Creating a brand is fairly easy. You sit down with your brain trust (or your notebook) and start gathering adjectives that you want your business to be. You emphasize the guiding principles of your business, what problems you’re setting out to solve, and how you’re going to act while you’re doing it.
Maintaining a consistent brand is harder. Having ideals set out is one thing, but to execute all those great ideas regularly and while under stress? That’s a whole new level of policy management, culture cultivation, and client-facing content control. You’ll need to systematically develop on-boarding, figure out how to maintain a consistent business face, and somehow create quality customer service.
Before you can even begin regulating your brand, though, you need to figure out what it looks like. What are the visual elements of your brand? This is the in-between step, somewhere past all those adjectives jotted down in a notebook, but before you’re figuring out how to effectively scale up and hire wisely. It’s the step that can make or break a business’ publicity, depending on how well it’s executed.
Don’t let it break your small business. Put thought and effort into how you build the physical components of your brand so that the esoteric ideals you hold are effectively communicated to potential clients.
Use of Color
Elements of design are simple, and yet it’s easy to get them wrong or end up a little left of where you want to be. When you’re making decisions about colors, fonts, shapes, and other symbols for your brand, remember to keep it simple. The fewer bits of extraneous information the brain is trying to interpret, the better chance your message is coming through loud and clear. Customize your brand with different social media designs.
When selecting colors, do your research. There’s a reason that Twitter, Facebook, LinkedIn, and Skype are all blue. These icons create a sense of calm and trust among users, which helps the platforms promote interconnectedness and relationship building. However, be wary of assuming that colors alone can dictate the message your brand sends; when potential clients perceive a color to be poorly matched to a brand, they react to it less positively than if the pairing made sense.
Color makes a big difference in first impressions, but branding is continued and supported through fonts, symbols, and other visual elements you choose to represent your brand. It’s unlikely that a law firm would choose Comic Sans as their banner font when trying to appear professional. Conversely, a plain, no-nonsense serif font won’t win a daycare any style points.
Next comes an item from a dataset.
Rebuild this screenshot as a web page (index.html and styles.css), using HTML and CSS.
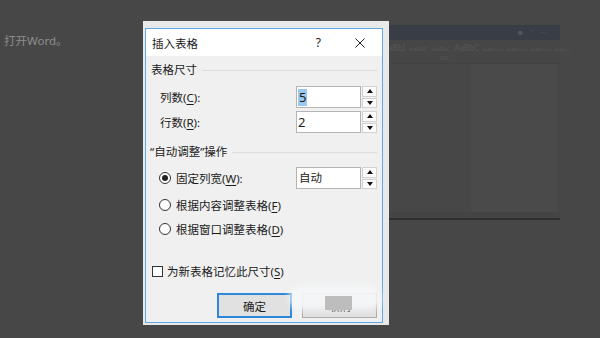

Spend time looking at multiple options before you make any commitments, and always keep user experience at the front of your mind.
Page Setup
Once you have your basics down, it’s time to work them into a cohesive piece of advertising, be that your website, a social media post, or a banner ad. The way a page is set up will dictate the way a user’s eyes travel across the image or page, creating an eye path. Laying the information out in a visually interesting way and using space to your advantage can elicit certain behaviors from users, such as clicking through to desired pages or staying on a page longer.
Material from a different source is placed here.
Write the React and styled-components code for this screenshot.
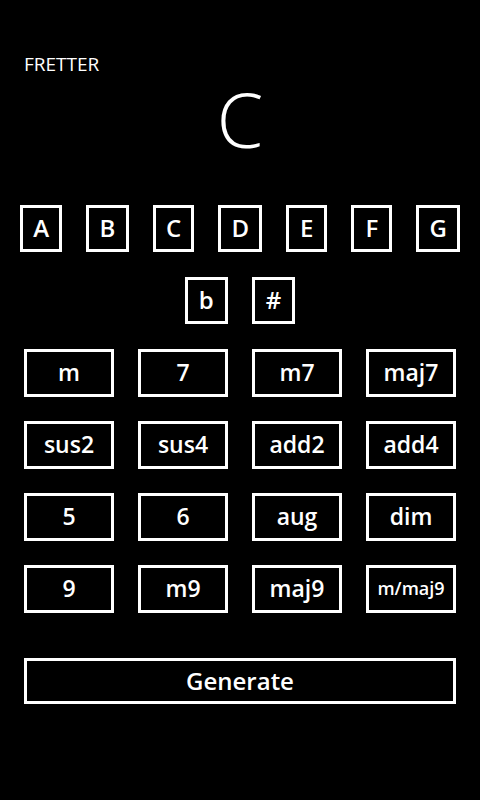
import React, { useState } from "react";
import styled, { createGlobalStyle } from "styled-components";

const GlobalStyle = createGlobalStyle`
  html, body {
    margin: 0;
    background: #000;
    color: #fff;
    font-family: "Open Sans", "Noto Sans", "DejaVu Sans", sans-serif;
  }
`;

const Page = styled.div`
  width: 480px;
  height: 800px;
  box-sizing: border-box;
  padding: 50px 20px 0;
  background: #000;
`;

const AppTitle = styled.div`
  font-size: 19px;
  line-height: 28px;
  padding-left: 4px;
`;

const ChordName = styled.div`
  margin-top: 4px;
  font-size: 75px;
  font-weight: 350;
  line-height: 75px;
  text-align: center;
`;

const NoteRow = styled.div`
  display: flex;
  justify-content: ${(p) => (p.$center ? "center" : "space-between")};
  gap: 24px;
  margin-top: ${(p) => p.$top}px;
`;

const Box = styled.button`
  box-sizing: border-box;
  background: transparent;
  color: #fff;
  border: 3px solid #fff;
  border-radius: 0;
  font-family: inherit;
  font-weight: 600;
  padding: 0;
  cursor: pointer;
  display: flex;
  align-items: center;
  justify-content: center;
`;

const NoteButton = styled(Box)`
  height: 47px;
  min-width: 41px;
  padding: 0 11px 2px;
  font-size: 24px;
`;

const ChordGrid = styled.div`
  display: grid;
  grid-template-columns: repeat(4, 90px);
  grid-auto-rows: 48px;
  column-gap: 24px;
  row-gap: 24px;
  margin: 25px 4px 0;
`;

const ChordButton = styled(Box)`
  font-size: ${(p) => (p.$small ? 18 : 23)}px;
  padding-bottom: 2px;
`;

const GenerateButton = styled(Box)`
  width: 432px;
  height: 46px;
  margin: 45px 4px 0;
  font-size: 24px;
  padding-bottom: 2px;
`;

const notes = ["A", "B", "C", "D", "E", "F", "G"];
const accidentals = ["b", "#"];
const chords = [
  "m", "7", "m7", "maj7",
  "sus2", "sus4", "add2", "add4",
  "5", "6", "aug", "dim",
  "9", "m9", "maj9", "m/maj9",
];

export default function App() {
  const [root, setRoot] = useState("C");
  return (
    <>
      <GlobalStyle />
      <Page>
        <AppTitle>FRETTER</AppTitle>
        <ChordName>{root}</ChordName>
        <NoteRow $top={48}>
          {notes.map((n) => (
            <NoteButton key={n} onClick={() => setRoot(n)}>
              {n}
            </NoteButton>
          ))}
        </NoteRow>
        <NoteRow $top={25} $center>
          {accidentals.map((a) => (
            <NoteButton key={a}>{a}</NoteButton>
          ))}
        </NoteRow>
        <ChordGrid>
          {chords.map((c) => (
            <ChordButton key={c} $small={c.length > 5}>
              {c}
            </ChordButton>
          ))}
        </ChordGrid>
        <GenerateButton>Generate</GenerateButton>
      </Page>
    </>
  );
}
The space “above the fold” on your website is what you should populate first. This goes the same for social media posts that get shrunk down or cut off with a “show more” button. If there’s super important information about who you are and what you do, put it first — without overcrowding. People will scroll if they’re interested, but they make their initial page assessment based on what they see immediately.
To retain viewers, use your design elements to create an eye path that highlights what’s important to your brand, and aim to pass the 5-second test. That is, all the relevant information should be available to the viewer within the first 5 seconds of evaluation. If you can identify the purpose of your site immediately, there’s a good chance you’re well set up.
Content Structure
If you can get people on your site through high-ranking search engine results or effective visual marketing, you have to make sure you deliver on your promise. Can you actually provide the information they’re looking for, and do you obtain a reasonable number of conversions on the pages you do get traffic through?
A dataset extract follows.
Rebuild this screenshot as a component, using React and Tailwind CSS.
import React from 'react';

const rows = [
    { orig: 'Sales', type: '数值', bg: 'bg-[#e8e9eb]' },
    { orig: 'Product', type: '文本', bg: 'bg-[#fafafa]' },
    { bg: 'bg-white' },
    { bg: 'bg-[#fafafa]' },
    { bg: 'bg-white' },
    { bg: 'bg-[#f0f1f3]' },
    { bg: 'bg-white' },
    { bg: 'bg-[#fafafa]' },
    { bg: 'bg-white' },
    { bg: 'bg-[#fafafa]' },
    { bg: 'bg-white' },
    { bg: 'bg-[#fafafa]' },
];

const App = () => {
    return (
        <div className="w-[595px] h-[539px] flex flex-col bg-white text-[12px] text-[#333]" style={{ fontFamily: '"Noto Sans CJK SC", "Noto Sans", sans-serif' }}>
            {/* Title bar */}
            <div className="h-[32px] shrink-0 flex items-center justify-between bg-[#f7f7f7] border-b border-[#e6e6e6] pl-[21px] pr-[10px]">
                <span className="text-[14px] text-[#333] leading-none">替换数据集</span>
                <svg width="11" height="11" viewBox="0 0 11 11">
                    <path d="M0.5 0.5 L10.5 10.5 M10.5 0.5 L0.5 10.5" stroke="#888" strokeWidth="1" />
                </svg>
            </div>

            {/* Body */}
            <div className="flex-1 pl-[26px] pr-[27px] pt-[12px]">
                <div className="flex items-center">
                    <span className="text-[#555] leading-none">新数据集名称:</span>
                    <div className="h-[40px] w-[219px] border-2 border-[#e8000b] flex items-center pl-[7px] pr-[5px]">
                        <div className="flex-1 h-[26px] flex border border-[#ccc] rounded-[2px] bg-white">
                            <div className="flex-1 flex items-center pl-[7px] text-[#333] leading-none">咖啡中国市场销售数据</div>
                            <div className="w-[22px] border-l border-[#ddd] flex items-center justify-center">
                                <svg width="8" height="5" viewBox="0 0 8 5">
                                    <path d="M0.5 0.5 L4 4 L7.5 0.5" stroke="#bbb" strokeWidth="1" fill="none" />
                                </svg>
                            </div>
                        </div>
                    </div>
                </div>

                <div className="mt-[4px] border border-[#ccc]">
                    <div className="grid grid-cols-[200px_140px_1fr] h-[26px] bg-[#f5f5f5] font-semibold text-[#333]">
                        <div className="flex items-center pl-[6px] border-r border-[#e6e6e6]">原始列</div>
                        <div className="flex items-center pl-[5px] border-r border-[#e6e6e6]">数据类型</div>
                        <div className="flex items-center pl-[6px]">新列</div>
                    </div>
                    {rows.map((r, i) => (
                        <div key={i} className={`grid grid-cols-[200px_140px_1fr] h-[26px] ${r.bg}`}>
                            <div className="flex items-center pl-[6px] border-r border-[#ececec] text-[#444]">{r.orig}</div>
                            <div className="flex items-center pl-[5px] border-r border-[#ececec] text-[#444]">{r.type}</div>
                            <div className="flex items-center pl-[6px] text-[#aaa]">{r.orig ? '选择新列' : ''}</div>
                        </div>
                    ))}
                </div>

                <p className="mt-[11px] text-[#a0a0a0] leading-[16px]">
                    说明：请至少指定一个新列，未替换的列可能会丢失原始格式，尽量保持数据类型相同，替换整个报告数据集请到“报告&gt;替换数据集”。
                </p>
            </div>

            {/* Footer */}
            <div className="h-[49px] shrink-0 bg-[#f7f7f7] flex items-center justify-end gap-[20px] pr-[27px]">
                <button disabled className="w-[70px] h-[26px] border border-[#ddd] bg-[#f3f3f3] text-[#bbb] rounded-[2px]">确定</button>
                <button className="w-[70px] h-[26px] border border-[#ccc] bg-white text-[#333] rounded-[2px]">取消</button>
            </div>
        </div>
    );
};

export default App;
The visuals of your website play an important role in where consumers focus once they reach your page, but your content must live up to expectations. Provide high-value information in a clear and concise manner. Strategic utilization of headers to mark sections, bullet points for easy skimming, and bolded or italicized words to move the eye across the page all serve a generation of skimmers while still communicating your points. Videos and images are also effective ways to interrupt blocks of text and keep a page visually stimulating to a consumer.
When optimizing your content for conversion, always keep the customer in mind. It’s easy to focus on your business and what you want and need. However, if you seek to serve the customer and optimize their experience, you’re more likely to provoke a positive response and create a sense of brand loyalty.
Optimize Away
Visual interaction defines the way you remember a brand. Spending extra time on the details that draw people in can make or break your campaign. Optimize your content to build an emotional response that matches your brand, make your content easy to find, and most importantly, provide the information that people are looking for. You may just find your reach growing faster than you know how to respond to it.